Não conheço o Martim, mas habituei-me a ouvir o seu nome. Primeiro como breve apontamento, depois como nota de rodapé, até que a dimensão do sucesso passou a exigir destaque mediático coincidente. Aos 13 anos, o Martim é tetracampeão nacional de karting. Ganhou sempre por onde passou e fê-lo por mais do que uma vez. Nos campeonatos regionais, nacionais, na Taça da Madeira, na Taça de Portugal e no Open de Portugal. Embora o karting seja um desporto reconhecidamente caro, o sucesso do Martim não se forjou em facilidades e desafogo. Basta pensar que esta época, apesar de ter sido campeão, não realizou qualquer treino nas pistas onde o campeonato se disputava. É assim que se fazem os campeões – com dificuldades, sacrifícios e uma vontade desmesurada. Escrevo sobre o Martim, mas poderia ter escrito sobre a Madalena Costa, na patinagem livre, o Bernardo Pereira, na canoagem, o Tomás Lacerda, no stand up paddle, o Francisco Gouveia, no boccia, ou o Afonso Silva, na patinagem de velocidade. Todos seguiram o conselho de Saramago e saíram da ilha, para ver a ilha. Saíram da ilha, para se fazerem campeões. Mas sair é caro, tantas vezes impossivelmente caro, e, para isso, cada um destes jovens contou com as câmaras municipais, com os seus clubes, muitos deles só com a família e os amigos.
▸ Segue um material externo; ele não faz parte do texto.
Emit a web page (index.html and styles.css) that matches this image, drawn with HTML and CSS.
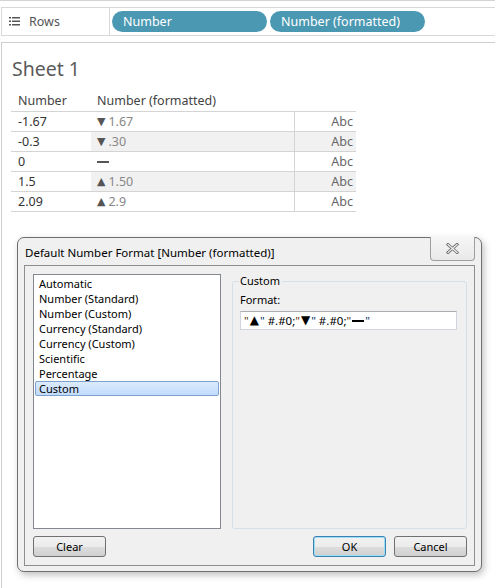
FILE: index.html
```html
<!DOCTYPE html>
<html>
<head>
<meta charset="utf-8">
<link rel="stylesheet" href="styles.css">
</head>
<body>
<div class="page">
  <div class="topline"></div>
  <div class="shelf">
    <div class="shelf-label">
      <svg class="list-icon" width="11" height="9" viewBox="0 0 11 9">
        <rect x="0" y="0" width="2" height="1.5" fill="#555"/>
        <rect x="3" y="0" width="8" height="1.5" fill="#555"/>
        <rect x="0" y="3.5" width="2" height="1.5" fill="#555"/>
        <rect x="3" y="3.5" width="8" height="1.5" fill="#555"/>
        <rect x="0" y="7" width="2" height="1.5" fill="#555"/>
        <rect x="3" y="7" width="8" height="1.5" fill="#555"/>
      </svg>
      <span>Rows</span>
    </div>
    <div class="pills">
      <div class="pill">Number</div>
      <div class="pill">Number (formatted)</div>
    </div>
  </div>
  <div class="sheet">
    <div class="sheet-title">Sheet 1</div>
    <div class="table">
      <div class="thead">
        <div class="c1">Number</div>
        <div class="c2">Number (formatted)</div>
      </div>
      <div class="row">
        <div class="c1">-1.67</div>
        <div class="band"><div class="c2"><span class="tri">▼</span> 1.67</div><div class="c3">Abc</div></div>
      </div>
      <div class="row">
        <div class="c1">-0.3</div>
        <div class="band grey"><div class="c2"><span class="tri">▼</span> .30</div><div class="c3">Abc</div></div>
      </div>
      <div class="row">
        <div class="c1">0</div>
        <div class="band"><div class="c2"><span class="dash"></span></div><div class="c3">Abc</div></div>
      </div>
      <div class="row">
        <div class="c1">1.5</div>
        <div class="band grey"><div class="c2"><span class="tri">▲</span> 1.50</div><div class="c3">Abc</div></div>
      </div>
      <div class="row">
        <div class="c1">2.09</div>
        <div class="band"><div class="c2"><span class="tri">▲</span> 2.9</div><div class="c3">Abc</div></div>
      </div>
    </div>
  </div>

  <div class="dialog">
    <div class="titlebar">
      <span class="title">Default Number Format [Number (formatted)]</span>
      <div class="close">
        <svg width="13" height="11" viewBox="0 0 13 11">
          <path d="M2 1.5 L11 9.5 M11 1.5 L2 9.5" stroke="#707070" stroke-width="3" stroke-linecap="square" fill="none"/>
          <path d="M2 1.5 L11 9.5 M11 1.5 L2 9.5" stroke="#f4f4f4" stroke-width="1.2" stroke-linecap="square" fill="none"/>
        </svg>
      </div>
    </div>
    <div class="client">
      <div class="main">
        <div class="listbox">
          <div class="item">Automatic</div>
          <div class="item">Number (Standard)</div>
          <div class="item">Number (Custom)</div>
          <div class="item">Currency (Standard)</div>
          <div class="item">Currency (Custom)</div>
          <div class="item">Scientific</div>
          <div class="item">Percentage</div>
          <div class="item selected">Custom</div>
        </div>
        <div class="group">
          <div class="legend">Custom</div>
          <div class="flabel">Format:</div>
          <div class="input"><span class="q1">"</span><b>▲</b><span class="q2">"</span> #.#0;<span class="q1">"</span><b>▼</b><span class="q2">"</span> #.#0;<span class="q1">"</span><span class="emdash"></span><span class="q2">"</span></div>
        </div>
      </div>
      <div class="buttons">
        <div class="btn">Clear</div>
        <div class="spacer"></div>
        <div class="btn default">OK</div>
        <div class="btn">Cancel</div>
      </div>
    </div>
  </div>
</div>
</body>
</html>
```

FILE: styles.css
```css
html, body {
  margin: 0;
  padding: 0;
  background: #ffffff;
}
body {
  font-family: "Noto Sans", "Open Sans", sans-serif;
  width: 495px;
  height: 588px;
  overflow: hidden;
}
.page {
  position: relative;
  width: 495px;
  height: 588px;
}
.topline {
  height: 1px;
  background: #d4d4d4;
}
.shelf {
  margin-top: 6px;
  margin-left: 1px;
  height: 27px;
  border: 1px solid #d8d8d8;
  border-right: none;
  display: flex;
  align-items: center;
}
.shelf-label {
  width: 108px;
  height: 100%;
  border-right: 1px solid #d8d8d8;
  display: flex;
  align-items: center;
  box-sizing: border-box;
  padding-left: 7px;
  color: #555;
  font-size: 12.5px;
}
.list-icon {
  margin-right: 9px;
}
.pills {
  display: flex;
  gap: 3px;
  padding-left: 2px;
}
.pill {
  width: 155px;
  height: 21px;
  border-radius: 11px;
  background: #4a98b2;
  color: #fff;
  font-size: 12.5px;
  line-height: 21px;
  padding-left: 11px;
  box-sizing: border-box;
}
.sheet {
  margin-top: 6px;
  margin-left: 1px;
  border-top: 1px solid #cfcfcf;
  border-left: 1px solid #cfcfcf;
  height: 550px;
}
.sheet-title {
  font-size: 19.5px;
  color: #5a5a5a;
  padding-left: 10px;
  padding-top: 12px;
  height: 36px;
  line-height: 27px;
}
.table {
  margin-left: 9px;
  width: 345px;
  font-size: 12.5px;
  color: #333;
}
.thead {
  display: flex;
  height: 20px;
  line-height: 20px;
  border-bottom: 1px solid #d4d4d4;
  color: #444;
}
.thead .c1 { width: 80px; padding-left: 7px; box-sizing: border-box; flex: none; }
.thead .c2 { padding-left: 6px; }
.row {
  display: flex;
  height: 19px;
  line-height: 19px;
  border-bottom: 1px solid #d4d4d4;
}
.row .c1 {
  width: 80px;
  padding-left: 7px;
  box-sizing: border-box;
  flex: none;
}
.band {
  display: flex;
  flex: 1;
}
.band.grey { background: #f1f1f1; }
.band .c2 {
  width: 204px;
  padding-left: 6px;
  box-sizing: border-box;
  border-right: 1px solid #d4d4d4;
  color: #888;
  display: flex;
  align-items: center;
}
.tri {
  color: #555;
  font-size: 11px;
  margin-right: 3px;
  font-family: "DejaVu Sans", sans-serif;
}
.dash {
  display: inline-block;
  width: 12px;
  height: 2px;
  background: #555;
}
.band .c3 {
  flex: 1;
  text-align: right;
  padding-right: 3px;
  color: #666;
}

/* dialog */
.dialog {
  position: absolute;
  left: 17px;
  top: 237px;
  width: 465px;
  height: 335px;
  box-sizing: border-box;
  border: 1px solid #6f6f6f;
  border-radius: 7px;
  background: #f0f0f0;
  box-shadow: 2px 3px 7px rgba(0,0,0,0.25);
  display: flex;
  flex-direction: column;
  font-family: "Noto Sans", "Open Sans", sans-serif;
  font-size: 11px;
  color: #000;
}
.titlebar {
  height: 28px;
  position: relative;
  display: flex;
  align-items: center;
  padding-left: 7px;
  box-sizing: border-box;
  padding-top: 2px;
}
.title {
  font-size: 11.5px;
  color: #000;
}
.close {
  position: absolute;
  right: 6px;
  top: -1px;
  width: 45px;
  height: 24px;
  box-sizing: border-box;
  border: 1px solid #9e9e9e;
  border-top: none;
  border-radius: 0 0 4px 4px;
  background: linear-gradient(#f6f6f6, #e9e9e9);
  display: flex;
  align-items: center;
  justify-content: center;
}
.client {
  margin: 0 6px 5px 6px;
  flex: 1;
  border: 1px solid #8e8e8e;
  background: #f0f0f0;
  display: flex;
  flex-direction: column;
  padding: 8px 7px 8px 8px;
}
.main {
  display: flex;
  gap: 11px;
  height: 255px;
}
.listbox {
  width: 188px;
  height: 255px;
  box-sizing: border-box;
  border: 1px solid #828790;
  background: #fff;
  padding: 1px 1px;
}
.item {
  height: 15px;
  line-height: 15px;
  padding-left: 4px;
  font-size: 11px;
}
.item.selected {
  border: 1px solid #7da2ce;
  border-radius: 2px;
  background: linear-gradient(#dcebfc, #c1dbfc);
  height: 13px;
  line-height: 13px;
  padding-left: 3px;
}
.group {
  flex: 1;
  position: relative;
  margin-top: 7px;
  height: 248px;
  box-sizing: border-box;
  border: 1px solid #d5dfe5;
  border-radius: 3px;
  padding: 10px 9px 0 7px;
}
.legend {
  position: absolute;
  top: -9px;
  left: 6px;
  background: #f0f0f0;
  padding: 0 2px 0 1px;
  font-size: 11px;
  line-height: 16px;
}
.flabel {
  font-size: 11px;
  line-height: 16px;
}
.input {
  margin-top: 3px;
  height: 19px;
  box-sizing: border-box;
  border: 1px solid #d0d5dc;
  border-top-color: #abadb3;
  background: #fff;
  font-size: 11.5px;
  line-height: 17px;
  padding-left: 3px;
  display: flex;
  align-items: center;
  white-space: pre;
}
.input b {
  font-family: "DejaVu Sans", sans-serif;
  font-size: 12px;
  font-weight: normal;
  margin: 0 1px;
}
.q1 { color: #5a3200; }
.q2 { color: #00326a; }
.emdash {
  display: inline-block;
  width: 12px;
  height: 2px;
  background: #000;
  margin: 1px 1px 0 1px;
}
.buttons {
  display: flex;
  margin-top: 7px;
  gap: 8px;
}
.spacer { flex: 1; }
.btn {
  width: 73px;
  height: 21px;
  box-sizing: border-box;
  border: 1px solid #707070;
  border-radius: 3px;
  background: linear-gradient(#f2f2f2 0%, #ebebeb 50%, #dddddd 51%, #cfcfcf 100%);
  text-align: center;
  line-height: 19px;
  font-size: 11px;
}
.btn.default {
  border-color: #3c7fb1;
  box-shadow: inset 0 0 0 1px #9be0f6;
}
```
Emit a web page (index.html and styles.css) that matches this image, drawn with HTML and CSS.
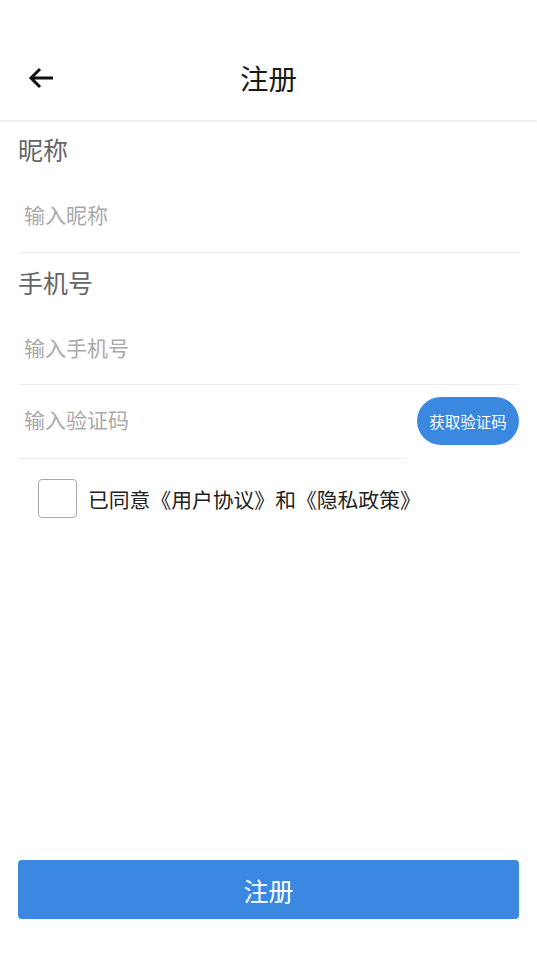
FILE: index.html
```html
<!DOCTYPE html>
<html lang="zh-CN">
<head>
    <meta charset="UTF-8">
    <meta name="viewport" content="width=device-width, initial-scale=1.0">
    <title>注册</title>
    <link rel="stylesheet" href="styles.css">
</head>
<body>
    <div class="top-bar">
        <span class="back-button">
            <svg width="28" height="24" viewBox="0 0 28 24">
                <path d="M26 12H4 M13 3L4 12l9 9" fill="none" stroke="#111" stroke-width="3" stroke-linecap="butt" stroke-linejoin="miter"/>
            </svg>
        </span>
        <div class="top-title">注册</div>
    </div>

    <div class="form">
        <div class="field-label">昵称</div>
        <div class="field-row">
            <input class="field-input" type="text" placeholder="输入昵称">
        </div>

        <div class="field-label">手机号</div>
        <div class="field-row phone-field">
            <input class="field-input" type="tel" placeholder="输入手机号">
        </div>
        <div class="code-row">
            <div class="field-row code-field">
                <input class="field-input" type="text" placeholder="输入验证码">
            </div>
            <button class="code-button">获取验证码</button>
        </div>

        <label class="agree-row">
            <span class="check-box"></span>
            <span class="agree-text">已同意《用户协议》和《隐私政策》</span>
        </label>
    </div>

    <button class="submit-button">注册</button>
</body>
</html>
```

FILE: styles.css
```css
html, body {
    margin: 0;
    padding: 0;
    height: 100%;
}

body {
    display: flex;
    flex-direction: column;
    background: #fff;
    font-family: "Noto Sans CJK SC", "Noto Sans", sans-serif;
    color: #222;
}

.top-bar {
    position: relative;
    height: 120px;
    display: flex;
    align-items: center;
    justify-content: center;
    box-shadow: 0 1px 3px rgba(0, 0, 0, 0.12);
    padding-top: 36px;
    box-sizing: border-box;
}

.back-button {
    position: absolute;
    left: 27px;
    top: 66px;
    display: flex;
}

.top-title {
    font-size: 28.5px;
    line-height: 40px;
    color: #1a1a1a;
}

.form {
    padding: 0 18px;
}

.field-label {
    font-size: 25px;
    line-height: 58px;
    height: 62px;
    color: #666;
}

.field-row {
    height: 71px;
    display: flex;
    align-items: center;
    border-bottom: 1px solid #ececec;
    box-sizing: border-box;
    padding-bottom: 6px;
}

.phone-field {
    height: 70px;
}

.field-input {
    border: none;
    outline: none;
    padding: 0 6px;
    width: 100%;
    font-family: inherit;
    font-size: 21px;
    color: #333;
    background: transparent;
}

.field-input::placeholder {
    color: #aaa;
}

.code-row {
    display: flex;
    align-items: center;
}

.code-field {
    flex: 1;
    height: 74px;
    margin-right: 12px;
}

.code-button {
    width: 102px;
    height: 48px;
    border: none;
    border-radius: 24px;
    background: #3a88e0;
    color: #fff;
    font-family: inherit;
    font-size: 15.5px;
    padding: 0;
    margin-top: -3px;
}

.agree-row {
    display: flex;
    align-items: center;
    padding: 20px 0 0 20px;
}

.check-box {
    width: 37px;
    height: 37px;
    border: 1px solid #aaa;
    border-radius: 4px;
}

.agree-text {
    margin-left: 11px;
    font-size: 20.8px;
    color: #222;
}

.submit-button {
    margin: auto 18px 37px;
    height: 59px;
    border: none;
    border-radius: 4px;
    background: #3a88e0;
    color: #fff;
    font-family: inherit;
    font-size: 25px;
}
```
É nessa encruzilhada que está o Martim. Sair da ilha para competir nas finais mundiais que terão lugar no Bahrain. O primeiro (grande) empurrão para lá chegar veio da Associação de Karting da Madeira, que garantirá a viagem. O segundo terá de vir de todos nós. Boa sorte, Martim! www.gofundme.com/f/internacionalizacao-martim-meneses-2023

O mau: O terceiro acordo

Esta crónica não é sobre José Manuel Rodrigues. Deputado competente e presidente cumpridor, Rodrigues é um dos grandes ativos (talvez dos últimos) que o CDS tem na Madeira. Fez-se fiel da balança parlamentar, em 2019, e, quando poucos esperavam, em 2023, voltaria a ser o escudo que completa a nota de mil. Já o escrevi várias vezes. O Presidente da Assembleia Legislativa deve ser o reflexo da composição do parlamento. Para muitos, isso significa que ao maior partido caberia indicar o Presidente, para outros a presidência é um trunfo no jogo da maioria parlamentar. Rodrigues valeu-se dessa aritmética e da trégua do PSD, ocupado com outras guerras, para negociar a curiosidade do presidente da Assembleia pertencer ao grupo parlamentar mais pequeno do plenário. O que a aritmética não explica, e a lógica dificuldade em aceitar, é a validação do acordo presidencial pela larga maioria dos deputados da oposição. Em boa verdade, o PSD celebrou três acordos para assegurar a maioria absoluta parlamentar. Um com o CDS e outro com o PAN. Ambos negociados de forma pública, votados pelas respetivas estruturas partidárias e entregues, não fosse alguém perdê-los, no arquivo do Palácio de São Lourenço. Todos os partidos da oposição, sem uma única exceção, criticaram ferozmente os acordos. Fizeram-no com toda a legitimidade. Do terceiro acordo, celebrado por José Manuel Rodrigues e tolerado pelo PSD, não se conhece negociação, ignora-se qualquer documento e duvida-se da validação partidária. O que fez a oposição? Bateu palmas e deu a benção ao acordo e à eleição. Apenas cinco deputados votaram contra. O acordo para a eleição de Rodrigues pode ter sido feito em prol da maioria, mas diz mais sobre a coerência da oposição na Madeira do que sobre quem o negociou.

O caixeiro-viajante: Paulo Cafôfo

Diz a sabedoria popular que nunca devemos regressar ao sítio onde já fomos felizes. Não sei se Paulo Cafôfo terá conhecido a felicidade como Presidente do PS, afinal abandonou o cargo a meio caminho, mas não duvido que o regresso anunciado faz da sua carreira política um monumento à inconsequência. Em 2019 renunciou à Câmara do Funchal, em 2021 demitiu-se do PS para regressar à escola e, em 2022, abandonou a escola para aterrar no Governo da República. 2023 promete não chegar ao fim sem nova demissão, desta feita da Secretaria de Estado. Cafôfo tem o direito a arrepender-se das causas que assume, por mais imediata que seja essa contrição. O que não deve é saltitar de causa em causa, de projeto em projeto, de cargo em cargo (alguns públicos) e deixar um rasto de vacuidades. Basta pensar na passagem meteórica pela Secretaria de Estado das Comunidades, da qual apenas restou a promessa de um avião que nunca levantou, o desastroso repatriamento de portugueses após o terramoto em Marrocos e a inenarrável mensagem aos portugueses em Israel, mais de 15 horas após o início dos ataques terroristas. São assim os homens providenciais, estão predestinados a grandes feitos e terminam encegueirados pelo próprio ego.